Group Releases List of Potentially Dangerous Toys

Group Releases List of Potentially Dangerous Toys Photo (cc) by Roebot

When shopping for Christmas gifts for your children this holiday season, you probably assume the toys sitting on store shelves are safe. But, according to the U.S. Public Interest Research Group, that’s not always the case.

U.S. PIRG just released its annual “Trouble in Toyland” report, which highlights 24 toys that it has deemed dangerous for children based on chemical toxicity, choking hazards or powerful magnets that can cause serious injury if swallowed.

“Despite consumer protection laws, companies continue to produce and import toys that potentially present a hazard for children, putting them at risk of injury or even death,” the report said.

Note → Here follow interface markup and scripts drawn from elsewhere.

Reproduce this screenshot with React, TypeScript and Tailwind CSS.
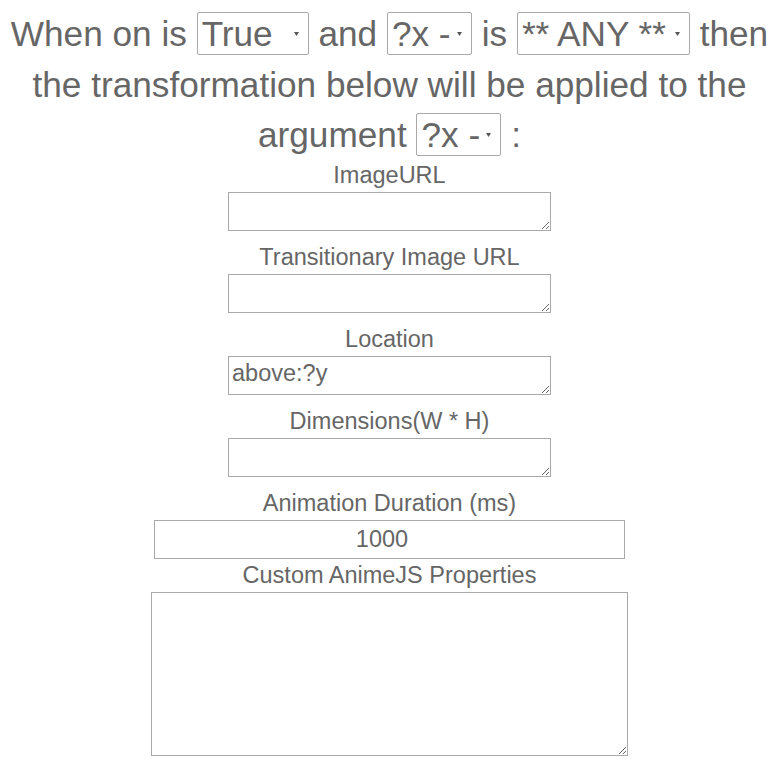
import React, { useState } from 'react';

const Arrow: React.FC = () => (
  <svg width="5" height="4" viewBox="0 0 5 4" className="shrink-0 mr-[9px]">
    <path d="M0 0 L5 0 L2.5 4 Z" fill="#555" />
  </svg>
);

interface DropProps {
  width: string;
  value: string;
  options: string[];
}

const Drop: React.FC<DropProps> = ({ width, value, options }) => {
  const [v, setV] = useState(value);
  return (
    <span
      className={`inline-flex items-center h-[43px] align-baseline border border-[#a9a9a9] rounded-[2px] bg-white overflow-hidden ${width}`}
    >
      <select
        value={v}
        onChange={(e) => setV(e.target.value)}
        className="appearance-none bg-transparent outline-none flex-1 min-w-0 h-full pl-[4px] text-[#666] leading-[41px]"
      >
        {options.map((o) => (
          <option key={o} value={o}>
            {o}
          </option>
        ))}
      </select>
      <Arrow />
    </span>
  );
};

const Field: React.FC<{ label: string; children: React.ReactNode; className?: string }> = ({
  label,
  children,
  className = ''
}) => (
  <div className={`flex flex-col items-center ${className}`}>
    <label className="block pt-[1px] leading-[27px]">{label}</label>
    <div className="mt-[3px] flex">{children}</div>
  </div>
);

const boxClass =
  'block border border-[#a9a9a9] bg-white text-[#666] px-[3px] pt-[3px] leading-[27px] outline-none';

export default function App() {
  const [location, setLocation] = useState('above:?y');
  const [duration, setDuration] = useState('1000');

  return (
    <div
      className="w-[779px] text-center text-[#666] bg-white min-h-[762px]"
      style={{ fontFamily: '"Liberation Sans", Arial, sans-serif' }}
    >
      <p className="pt-[9px] text-[35.2px] leading-[50.6px]">
        When on is <Drop width="w-[112px]" value="True" options={['True', 'False']} /> and{' '}
        <Drop width="w-[85px]" value="?x -" options={['?x -']} /> is{' '}
        <Drop width="w-[173px]" value="** ANY **" options={['** ANY **']} /> then the transformation
        below will be applied to the argument <Drop width="w-[85px]" value="?x -" options={['?x -']} /> :
      </p>

      <div className="text-[23.5px]">
        <Field label="ImageURL">
          <textarea className={`${boxClass} w-[323px] h-[39px]`} />
        </Field>
        <Field label="Transitionary Image URL" className="mt-[12px]">
          <textarea className={`${boxClass} w-[323px] h-[39px]`} />
        </Field>
        <Field label="Location" className="mt-[12px]">
          <textarea
            value={location}
            onChange={(e) => setLocation(e.target.value)}
            className={`${boxClass} w-[323px] h-[39px]`}
          />
        </Field>
        <Field label="Dimensions(W * H)" className="mt-[12px]">
          <textarea className={`${boxClass} w-[323px] h-[39px]`} />
        </Field>
        <Field label="Animation Duration (ms)" className="mt-[12px]">
          <input
            type="text"
            value={duration}
            onChange={(e) => setDuration(e.target.value)}
            className="block w-[471px] h-[39px] border border-[#a9a9a9] bg-white text-center text-[#666] pl-[2px] pr-[17px] outline-none"
          />
        </Field>
        <Field label="Custom AnimeJS Properties" className="mt-[2px]">
          <textarea className={`${boxClass} w-[477px] h-[164px]`} />
        </Field>
      </div>
    </div>
  );
}
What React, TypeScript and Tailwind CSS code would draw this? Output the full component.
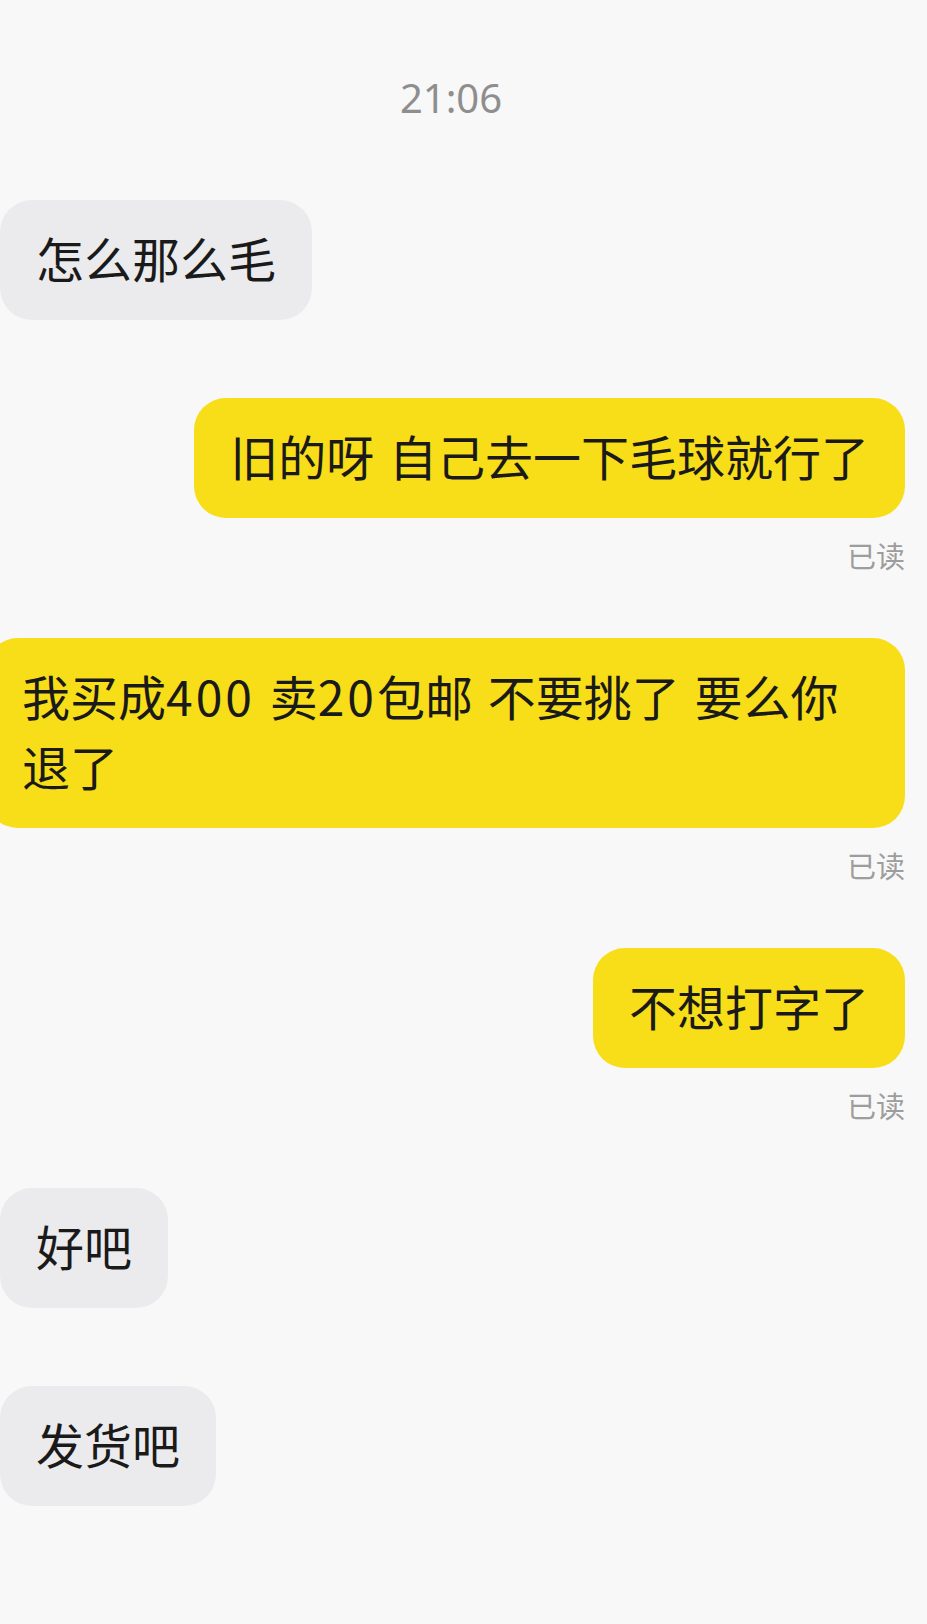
const cjk = { fontFamily: '"Noto Sans CJK SC", "Noto Sans", sans-serif' };

const bubble = "rounded-[32px] px-[36px] pt-[22px] pb-[28px] text-[48px] leading-[70px] text-[#1a1a1a] [word-spacing:4px]";

function Received({ text }: { text: string }) {
  return (
    <div className="flex justify-start">
      <div className={`${bubble} bg-[#ebebed]`}>{text}</div>
    </div>
  );
}

function Sent({ children, wide }: { children: React.ReactNode; wide?: boolean }) {
  return (
    <div className="flex flex-col items-end">
      <div className={wide ? `${bubble} w-[919px] shrink-0 bg-[#f8dd19]` : `${bubble} shrink-0 bg-[#f8dd19]`}>
        {children}
      </div>
      <div className="mt-[17px] text-[29px] leading-[40px] text-[#9d9d9d]">已读</div>
    </div>
  );
}

export default function App() {
  return (
    <div className="min-h-[1624px] w-full overflow-hidden bg-[#f8f8f8]" style={cjk}>
      <div
        className="pr-[25px] pt-[74px] text-center text-[40px] leading-[48px] text-[#8e8e8e]"
        style={{ fontFamily: '"Noto Sans", sans-serif' }}
      >
        21:06
      </div>

      <div className="mt-[78px] flex flex-col pr-[22px]">
        <Received text="怎么那么毛" />

        <div className="mt-[78px]">
          <Sent>旧的呀 自己去一下毛球就行了</Sent>
        </div>

        <div className="mt-[63px]">
          <Sent wide>
            我买成<span className="tracking-[3px]">400</span> 卖<span className="tracking-[3px]">20</span>包邮 不要挑了 要么你
            <br />
            退了
          </Sent>
        </div>

        <div className="mt-[63px]">
          <Sent>不想打字了</Sent>
        </div>

        <div className="mt-[63px]">
          <Received text="好吧" />
        </div>

        <div className="mt-[78px]">
          <Received text="发货吧" />
        </div>
      </div>
    </div>
  );
}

The toys detailed in the report include dolls, a backpack, hair accessories, mini magnets, and even a rubber duck. Sujatha Jahagirdar, U.S. PIRG public health campaign director, said in a statement:

We should be able to trust that the toys we buy are safe. However, until that’s the case, parents need to watch out for common hazards when shopping for toys.

Not all toys on store shelves are tested for safety, although such chains as Toys R Us and Target do their own toy testing, according to KRQE News. That’s why U.S. PIRG conducts its own series of tests.

“We go into dollar stores, we go into big chain retailers like Walmart or Kmart, and we go online, and we find toys that are either mislabeled for young children that shouldn’t be, that contain over the allowable limits of lead or phthalates and that are noise hazards or contain powerful magnets, so they really can be found anywhere,” New Mexico PIRG campaign organizer Jacob Peters told KRQE.

Click here for U.S. PIRG’s complete list of unsafe toys for 2014, as well as tips for safe-toy shopping.

In other toy news, a new study published in Clinical Pediatrics blames one popular toy in particular for a 40 percent increase in toy-related injury rates between 1990 and 2011. According to USA Today, “kick” scooters and other ride-on toys are largely responsible for the surge in child injuries.

Parents can help keep their kids safe by requiring that they wear a helmet and other protective gear, including elbow and knee pads, while riding a scooter.

I do try to gauge the safety of a toy before I buy it for my children. I follow the age requirements and check for small pieces. But I’ve also wrongly assumed that toys on store shelves don’t contain toxic chemicals like lead. Yikes.